Task: Find every line in the records below that holds the word "this", and copy it out.
[Start of Entries provided]
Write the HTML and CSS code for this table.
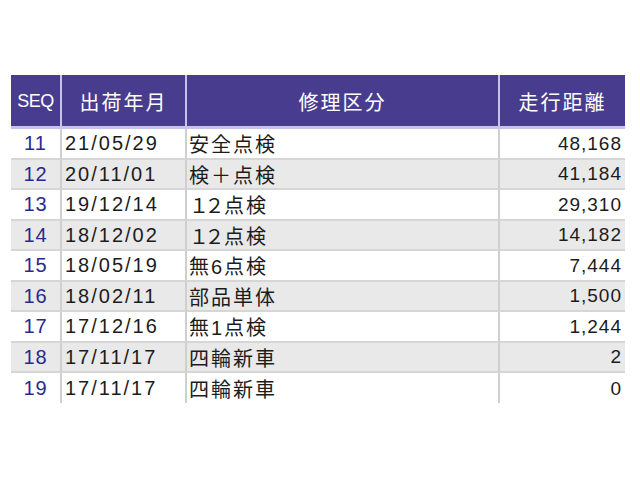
[End of Entries provided]
[Start of Entries provided]
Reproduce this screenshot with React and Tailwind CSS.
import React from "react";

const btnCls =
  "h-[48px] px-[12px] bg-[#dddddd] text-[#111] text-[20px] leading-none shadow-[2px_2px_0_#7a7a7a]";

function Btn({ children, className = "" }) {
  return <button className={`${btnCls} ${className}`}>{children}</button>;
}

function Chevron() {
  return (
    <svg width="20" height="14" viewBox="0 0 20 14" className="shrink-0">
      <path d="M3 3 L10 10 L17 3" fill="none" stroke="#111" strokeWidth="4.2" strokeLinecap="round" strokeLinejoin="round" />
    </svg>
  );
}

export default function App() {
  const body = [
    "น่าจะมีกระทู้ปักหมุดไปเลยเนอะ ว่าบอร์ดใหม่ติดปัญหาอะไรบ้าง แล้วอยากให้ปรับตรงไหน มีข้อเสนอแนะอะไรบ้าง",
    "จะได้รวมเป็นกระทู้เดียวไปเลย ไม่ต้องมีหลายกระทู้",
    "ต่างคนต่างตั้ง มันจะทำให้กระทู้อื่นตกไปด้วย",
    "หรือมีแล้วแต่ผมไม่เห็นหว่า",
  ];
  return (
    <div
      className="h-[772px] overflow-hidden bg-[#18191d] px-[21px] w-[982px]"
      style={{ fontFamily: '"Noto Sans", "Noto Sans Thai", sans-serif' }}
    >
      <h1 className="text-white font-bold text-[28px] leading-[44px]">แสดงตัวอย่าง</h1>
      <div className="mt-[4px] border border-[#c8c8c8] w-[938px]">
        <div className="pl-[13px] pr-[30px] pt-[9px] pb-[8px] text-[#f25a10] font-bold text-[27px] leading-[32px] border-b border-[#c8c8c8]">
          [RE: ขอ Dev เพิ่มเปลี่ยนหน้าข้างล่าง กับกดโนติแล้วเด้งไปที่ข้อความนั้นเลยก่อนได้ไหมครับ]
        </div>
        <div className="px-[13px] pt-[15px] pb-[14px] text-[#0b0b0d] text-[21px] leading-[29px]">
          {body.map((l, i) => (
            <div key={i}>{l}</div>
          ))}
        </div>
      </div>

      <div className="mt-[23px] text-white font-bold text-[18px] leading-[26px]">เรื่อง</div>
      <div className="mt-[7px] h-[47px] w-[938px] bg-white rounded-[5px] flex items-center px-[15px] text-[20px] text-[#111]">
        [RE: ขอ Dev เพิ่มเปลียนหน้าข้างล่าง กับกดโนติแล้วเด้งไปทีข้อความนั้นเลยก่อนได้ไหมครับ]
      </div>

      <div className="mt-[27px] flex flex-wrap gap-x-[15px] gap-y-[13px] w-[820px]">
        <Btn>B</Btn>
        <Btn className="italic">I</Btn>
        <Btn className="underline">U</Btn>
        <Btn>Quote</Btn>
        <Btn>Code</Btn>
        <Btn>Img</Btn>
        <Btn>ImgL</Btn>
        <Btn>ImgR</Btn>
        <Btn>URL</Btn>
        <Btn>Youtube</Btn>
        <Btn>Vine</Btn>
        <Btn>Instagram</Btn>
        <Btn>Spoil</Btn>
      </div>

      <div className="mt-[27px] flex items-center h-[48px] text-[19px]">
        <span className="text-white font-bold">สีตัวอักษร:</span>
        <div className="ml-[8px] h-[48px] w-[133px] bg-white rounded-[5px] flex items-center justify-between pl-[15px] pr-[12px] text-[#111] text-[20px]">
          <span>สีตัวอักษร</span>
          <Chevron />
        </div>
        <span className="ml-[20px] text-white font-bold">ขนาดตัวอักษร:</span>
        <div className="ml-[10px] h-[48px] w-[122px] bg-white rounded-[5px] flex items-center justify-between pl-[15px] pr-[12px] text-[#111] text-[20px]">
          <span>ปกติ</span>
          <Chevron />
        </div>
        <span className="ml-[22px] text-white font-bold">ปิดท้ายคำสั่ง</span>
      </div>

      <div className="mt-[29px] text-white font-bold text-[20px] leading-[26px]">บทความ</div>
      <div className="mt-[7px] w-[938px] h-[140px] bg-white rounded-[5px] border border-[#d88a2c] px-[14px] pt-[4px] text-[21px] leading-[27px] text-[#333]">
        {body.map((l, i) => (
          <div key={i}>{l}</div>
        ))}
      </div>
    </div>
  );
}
[End of Entries provided]
Written reply:
Write the HTML and CSS code for this table.
Reproduce this screenshot with React and Tailwind CSS.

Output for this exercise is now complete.